_Given task_.
Exactly as written, retype the listing below, omitting the pictures.

_Collected material_.
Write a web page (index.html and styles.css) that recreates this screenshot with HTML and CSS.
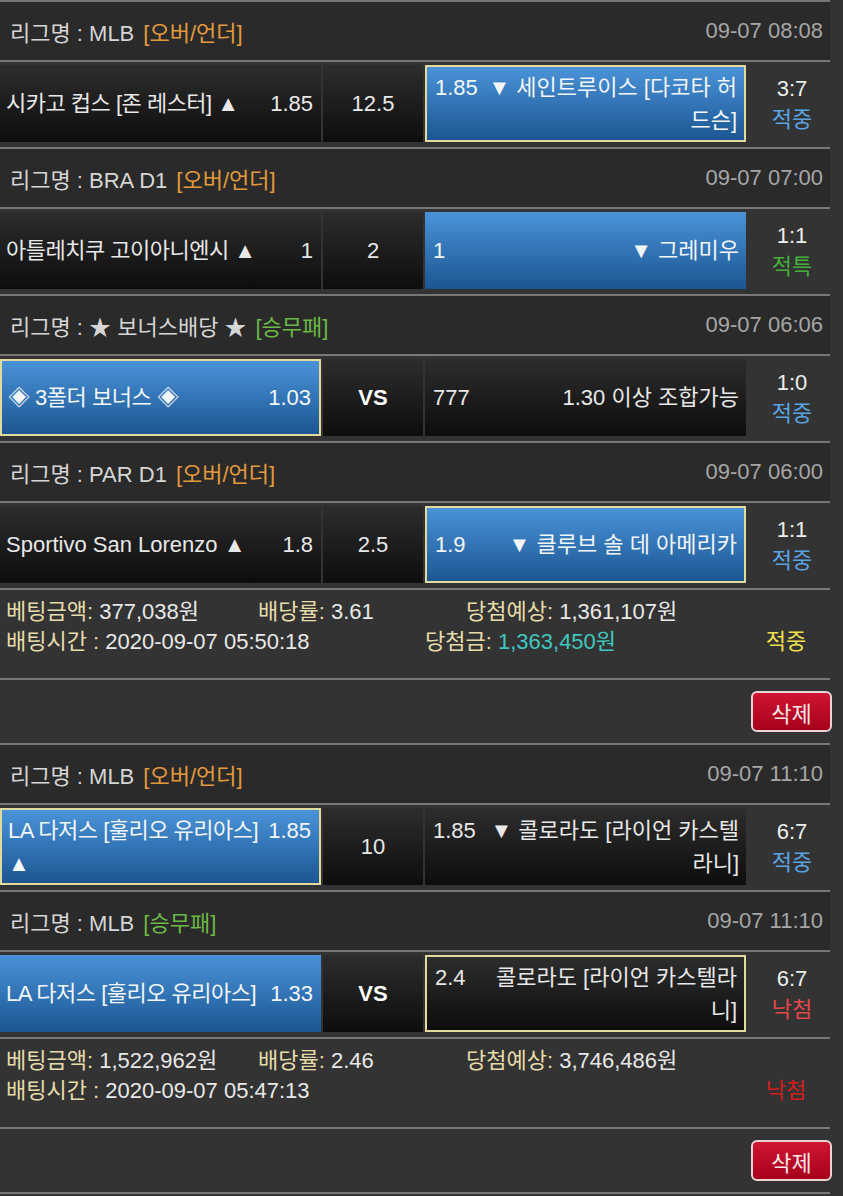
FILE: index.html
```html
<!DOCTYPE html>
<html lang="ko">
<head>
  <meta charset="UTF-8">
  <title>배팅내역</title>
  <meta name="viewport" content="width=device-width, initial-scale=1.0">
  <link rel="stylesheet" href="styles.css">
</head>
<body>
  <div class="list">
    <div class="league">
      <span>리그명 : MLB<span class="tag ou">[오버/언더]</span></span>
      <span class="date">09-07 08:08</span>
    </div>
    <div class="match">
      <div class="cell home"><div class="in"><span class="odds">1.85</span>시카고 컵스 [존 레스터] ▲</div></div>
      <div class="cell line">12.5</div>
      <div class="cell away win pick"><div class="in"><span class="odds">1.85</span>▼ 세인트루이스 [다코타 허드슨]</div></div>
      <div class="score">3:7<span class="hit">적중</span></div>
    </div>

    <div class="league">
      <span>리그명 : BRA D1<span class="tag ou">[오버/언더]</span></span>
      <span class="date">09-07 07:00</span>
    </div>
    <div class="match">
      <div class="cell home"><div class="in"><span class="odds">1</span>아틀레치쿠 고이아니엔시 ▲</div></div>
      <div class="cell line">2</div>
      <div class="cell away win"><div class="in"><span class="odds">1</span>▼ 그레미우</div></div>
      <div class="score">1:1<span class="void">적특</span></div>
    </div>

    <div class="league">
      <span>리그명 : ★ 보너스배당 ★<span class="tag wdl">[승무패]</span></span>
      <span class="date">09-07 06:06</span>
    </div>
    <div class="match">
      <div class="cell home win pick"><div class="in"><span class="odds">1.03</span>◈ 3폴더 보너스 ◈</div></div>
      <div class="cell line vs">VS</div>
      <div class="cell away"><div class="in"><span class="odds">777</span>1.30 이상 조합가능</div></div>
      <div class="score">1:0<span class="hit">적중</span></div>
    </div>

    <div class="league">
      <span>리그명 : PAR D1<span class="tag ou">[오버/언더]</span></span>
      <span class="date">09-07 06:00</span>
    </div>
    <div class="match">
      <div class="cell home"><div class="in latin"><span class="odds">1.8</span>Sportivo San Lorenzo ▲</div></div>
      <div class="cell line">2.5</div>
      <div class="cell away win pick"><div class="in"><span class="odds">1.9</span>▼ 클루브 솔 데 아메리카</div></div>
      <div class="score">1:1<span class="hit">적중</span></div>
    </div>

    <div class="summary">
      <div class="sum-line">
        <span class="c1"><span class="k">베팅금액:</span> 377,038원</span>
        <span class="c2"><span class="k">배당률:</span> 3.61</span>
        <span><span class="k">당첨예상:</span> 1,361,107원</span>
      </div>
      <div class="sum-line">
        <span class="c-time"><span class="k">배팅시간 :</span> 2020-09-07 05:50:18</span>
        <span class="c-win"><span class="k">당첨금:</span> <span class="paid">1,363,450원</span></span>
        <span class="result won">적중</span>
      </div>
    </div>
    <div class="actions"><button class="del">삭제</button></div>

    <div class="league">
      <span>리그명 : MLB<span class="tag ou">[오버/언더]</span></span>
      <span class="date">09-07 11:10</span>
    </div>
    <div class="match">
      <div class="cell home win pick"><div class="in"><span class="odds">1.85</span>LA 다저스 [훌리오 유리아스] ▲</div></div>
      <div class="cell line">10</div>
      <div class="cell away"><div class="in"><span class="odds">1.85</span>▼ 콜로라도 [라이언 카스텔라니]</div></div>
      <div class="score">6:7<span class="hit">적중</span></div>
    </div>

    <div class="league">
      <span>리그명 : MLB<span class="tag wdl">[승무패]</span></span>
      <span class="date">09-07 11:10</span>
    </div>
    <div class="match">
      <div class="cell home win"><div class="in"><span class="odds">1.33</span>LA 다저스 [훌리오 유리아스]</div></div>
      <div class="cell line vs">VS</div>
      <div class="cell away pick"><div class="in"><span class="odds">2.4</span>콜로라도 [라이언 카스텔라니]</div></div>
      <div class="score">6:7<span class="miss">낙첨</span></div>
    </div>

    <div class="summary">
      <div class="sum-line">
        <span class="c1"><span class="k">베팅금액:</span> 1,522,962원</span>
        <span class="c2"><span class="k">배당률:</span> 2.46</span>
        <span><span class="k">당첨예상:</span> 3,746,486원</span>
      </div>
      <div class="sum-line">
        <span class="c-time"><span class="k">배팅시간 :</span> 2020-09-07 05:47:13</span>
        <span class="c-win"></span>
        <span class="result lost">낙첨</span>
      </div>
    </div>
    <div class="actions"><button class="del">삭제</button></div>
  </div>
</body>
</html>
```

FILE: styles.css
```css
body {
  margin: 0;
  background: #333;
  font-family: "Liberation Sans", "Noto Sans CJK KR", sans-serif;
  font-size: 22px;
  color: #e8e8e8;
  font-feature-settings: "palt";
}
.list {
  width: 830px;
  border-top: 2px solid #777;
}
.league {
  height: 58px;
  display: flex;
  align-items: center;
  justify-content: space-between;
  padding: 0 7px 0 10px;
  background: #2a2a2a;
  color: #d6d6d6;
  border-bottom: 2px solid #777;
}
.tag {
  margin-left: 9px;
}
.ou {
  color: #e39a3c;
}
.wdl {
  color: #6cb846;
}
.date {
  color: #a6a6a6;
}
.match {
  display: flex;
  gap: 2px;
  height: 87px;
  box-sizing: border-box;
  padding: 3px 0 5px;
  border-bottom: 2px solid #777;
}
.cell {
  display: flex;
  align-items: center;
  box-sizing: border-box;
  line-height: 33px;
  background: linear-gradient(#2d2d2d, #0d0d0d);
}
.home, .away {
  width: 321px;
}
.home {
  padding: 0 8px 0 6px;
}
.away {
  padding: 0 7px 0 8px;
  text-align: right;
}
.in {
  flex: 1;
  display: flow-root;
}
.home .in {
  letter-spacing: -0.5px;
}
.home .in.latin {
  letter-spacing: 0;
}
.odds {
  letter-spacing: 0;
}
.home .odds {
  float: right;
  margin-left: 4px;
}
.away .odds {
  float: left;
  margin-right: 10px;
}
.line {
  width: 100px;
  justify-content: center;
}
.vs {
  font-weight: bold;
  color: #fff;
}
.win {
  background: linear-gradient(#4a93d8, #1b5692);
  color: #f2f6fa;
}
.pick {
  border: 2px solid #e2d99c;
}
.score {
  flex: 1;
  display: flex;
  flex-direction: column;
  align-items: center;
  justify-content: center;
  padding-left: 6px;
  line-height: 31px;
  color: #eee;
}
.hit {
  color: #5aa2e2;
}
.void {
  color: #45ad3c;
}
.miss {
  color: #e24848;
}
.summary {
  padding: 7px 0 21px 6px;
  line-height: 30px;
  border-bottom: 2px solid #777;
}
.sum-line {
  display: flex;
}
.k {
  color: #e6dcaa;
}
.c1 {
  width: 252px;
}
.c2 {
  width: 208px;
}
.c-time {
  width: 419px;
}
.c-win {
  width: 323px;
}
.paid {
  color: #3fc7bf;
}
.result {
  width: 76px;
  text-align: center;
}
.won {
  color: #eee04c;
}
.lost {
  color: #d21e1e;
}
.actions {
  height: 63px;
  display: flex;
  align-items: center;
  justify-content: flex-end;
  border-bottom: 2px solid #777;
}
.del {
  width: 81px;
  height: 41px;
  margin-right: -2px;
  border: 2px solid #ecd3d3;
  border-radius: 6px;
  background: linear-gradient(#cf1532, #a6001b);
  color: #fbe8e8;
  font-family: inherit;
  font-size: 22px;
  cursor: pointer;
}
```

_Task result_.
Write a web page (index.html and styles.css) that recreates this screenshot with HTML and CSS.
FILE: index.html
```html
<!DOCTYPE html>
<html lang="ko">
<head>
  <meta charset="UTF-8">
  <title>배팅내역</title>
  <meta name="viewport" content="width=device-width, initial-scale=1.0">
  <link rel="stylesheet" href="styles.css">
</head>
<body>
  <div class="list">
    <div class="league">
      <span>리그명 : MLB<span class="tag ou">[오버/언더]</span></span>
      <span class="date">09-07 08:08</span>
    </div>
    <div class="match">
      <div class="cell home"><div class="in"><span class="odds">1.85</span>시카고 컵스 [존 레스터] ▲</div></div>
      <div class="cell line">12.5</div>
      <div class="cell away win pick"><div class="in"><span class="odds">1.85</span>▼ 세인트루이스 [다코타 허드슨]</div></div>
      <div class="score">3:7<span class="hit">적중</span></div>
    </div>

    <div class="league">
      <span>리그명 : BRA D1<span class="tag ou">[오버/언더]</span></span>
      <span class="date">09-07 07:00</span>
    </div>
    <div class="match">
      <div class="cell home"><div class="in"><span class="odds">1</span>아틀레치쿠 고이아니엔시 ▲</div></div>
      <div class="cell line">2</div>
      <div class="cell away win"><div class="in"><span class="odds">1</span>▼ 그레미우</div></div>
      <div class="score">1:1<span class="void">적특</span></div>
    </div>

    <div class="league">
      <span>리그명 : ★ 보너스배당 ★<span class="tag wdl">[승무패]</span></span>
      <span class="date">09-07 06:06</span>
    </div>
    <div class="match">
      <div class="cell home win pick"><div class="in"><span class="odds">1.03</span>◈ 3폴더 보너스 ◈</div></div>
      <div class="cell line vs">VS</div>
      <div class="cell away"><div class="in"><span class="odds">777</span>1.30 이상 조합가능</div></div>
      <div class="score">1:0<span class="hit">적중</span></div>
    </div>

    <div class="league">
      <span>리그명 : PAR D1<span class="tag ou">[오버/언더]</span></span>
      <span class="date">09-07 06:00</span>
    </div>
    <div class="match">
      <div class="cell home"><div class="in latin"><span class="odds">1.8</span>Sportivo San Lorenzo ▲</div></div>
      <div class="cell line">2.5</div>
      <div class="cell away win pick"><div class="in"><span class="odds">1.9</span>▼ 클루브 솔 데 아메리카</div></div>
      <div class="score">1:1<span class="hit">적중</span></div>
    </div>

    <div class="summary">
      <div class="sum-line">
        <span class="c1"><span class="k">베팅금액:</span> 377,038원</span>
        <span class="c2"><span class="k">배당률:</span> 3.61</span>
        <span><span class="k">당첨예상:</span> 1,361,107원</span>
      </div>
      <div class="sum-line">
        <span class="c-time"><span class="k">배팅시간 :</span> 2020-09-07 05:50:18</span>
        <span class="c-win"><span class="k">당첨금:</span> <span class="paid">1,363,450원</span></span>
        <span class="result won">적중</span>
      </div>
    </div>
    <div class="actions"><button class="del">삭제</button></div>

    <div class="league">
      <span>리그명 : MLB<span class="tag ou">[오버/언더]</span></span>
      <span class="date">09-07 11:10</span>
    </div>
    <div class="match">
      <div class="cell home win pick"><div class="in"><span class="odds">1.85</span>LA 다저스 [훌리오 유리아스] ▲</div></div>
      <div class="cell line">10</div>
      <div class="cell away"><div class="in"><span class="odds">1.85</span>▼ 콜로라도 [라이언 카스텔라니]</div></div>
      <div class="score">6:7<span class="hit">적중</span></div>
    </div>

    <div class="league">
      <span>리그명 : MLB<span class="tag wdl">[승무패]</span></span>
      <span class="date">09-07 11:10</span>
    </div>
    <div class="match">
      <div class="cell home win"><div class="in"><span class="odds">1.33</span>LA 다저스 [훌리오 유리아스]</div></div>
      <div class="cell line vs">VS</div>
      <div class="cell away pick"><div class="in"><span class="odds">2.4</span>콜로라도 [라이언 카스텔라니]</div></div>
      <div class="score">6:7<span class="miss">낙첨</span></div>
    </div>

    <div class="summary">
      <div class="sum-line">
        <span class="c1"><span class="k">베팅금액:</span> 1,522,962원</span>
        <span class="c2"><span class="k">배당률:</span> 2.46</span>
        <span><span class="k">당첨예상:</span> 3,746,486원</span>
      </div>
      <div class="sum-line">
        <span class="c-time"><span class="k">배팅시간 :</span> 2020-09-07 05:47:13</span>
        <span class="c-win"></span>
        <span class="result lost">낙첨</span>
      </div>
    </div>
    <div class="actions"><button class="del">삭제</button></div>
  </div>
</body>
</html>
```

FILE: styles.css
```css
body {
  margin: 0;
  background: #333;
  font-family: "Liberation Sans", "Noto Sans CJK KR", sans-serif;
  font-size: 22px;
  color: #e8e8e8;
  font-feature-settings: "palt";
}
.list {
  width: 830px;
  border-top: 2px solid #777;
}
.league {
  height: 58px;
  display: flex;
  align-items: center;
  justify-content: space-between;
  padding: 0 7px 0 10px;
  background: #2a2a2a;
  color: #d6d6d6;
  border-bottom: 2px solid #777;
}
.tag {
  margin-left: 9px;
}
.ou {
  color: #e39a3c;
}
.wdl {
  color: #6cb846;
}
.date {
  color: #a6a6a6;
}
.match {
  display: flex;
  gap: 2px;
  height: 87px;
  box-sizing: border-box;
  padding: 3px 0 5px;
  border-bottom: 2px solid #777;
}
.cell {
  display: flex;
  align-items: center;
  box-sizing: border-box;
  line-height: 33px;
  background: linear-gradient(#2d2d2d, #0d0d0d);
}
.home, .away {
  width: 321px;
}
.home {
  padding: 0 8px 0 6px;
}
.away {
  padding: 0 7px 0 8px;
  text-align: right;
}
.in {
  flex: 1;
  display: flow-root;
}
.home .in {
  letter-spacing: -0.5px;
}
.home .in.latin {
  letter-spacing: 0;
}
.odds {
  letter-spacing: 0;
}
.home .odds {
  float: right;
  margin-left: 4px;
}
.away .odds {
  float: left;
  margin-right: 10px;
}
.line {
  width: 100px;
  justify-content: center;
}
.vs {
  font-weight: bold;
  color: #fff;
}
.win {
  background: linear-gradient(#4a93d8, #1b5692);
  color: #f2f6fa;
}
.pick {
  border: 2px solid #e2d99c;
}
.score {
  flex: 1;
  display: flex;
  flex-direction: column;
  align-items: center;
  justify-content: center;
  padding-left: 6px;
  line-height: 31px;
  color: #eee;
}
.hit {
  color: #5aa2e2;
}
.void {
  color: #45ad3c;
}
.miss {
  color: #e24848;
}
.summary {
  padding: 7px 0 21px 6px;
  line-height: 30px;
  border-bottom: 2px solid #777;
}
.sum-line {
  display: flex;
}
.k {
  color: #e6dcaa;
}
.c1 {
  width: 252px;
}
.c2 {
  width: 208px;
}
.c-time {
  width: 419px;
}
.c-win {
  width: 323px;
}
.paid {
  color: #3fc7bf;
}
.result {
  width: 76px;
  text-align: center;
}
.won {
  color: #eee04c;
}
.lost {
  color: #d21e1e;
}
.actions {
  height: 63px;
  display: flex;
  align-items: center;
  justify-content: flex-end;
  border-bottom: 2px solid #777;
}
.del {
  width: 81px;
  height: 41px;
  margin-right: -2px;
  border: 2px solid #ecd3d3;
  border-radius: 6px;
  background: linear-gradient(#cf1532, #a6001b);
  color: #fbe8e8;
  font-family: inherit;
  font-size: 22px;
  cursor: pointer;
}
```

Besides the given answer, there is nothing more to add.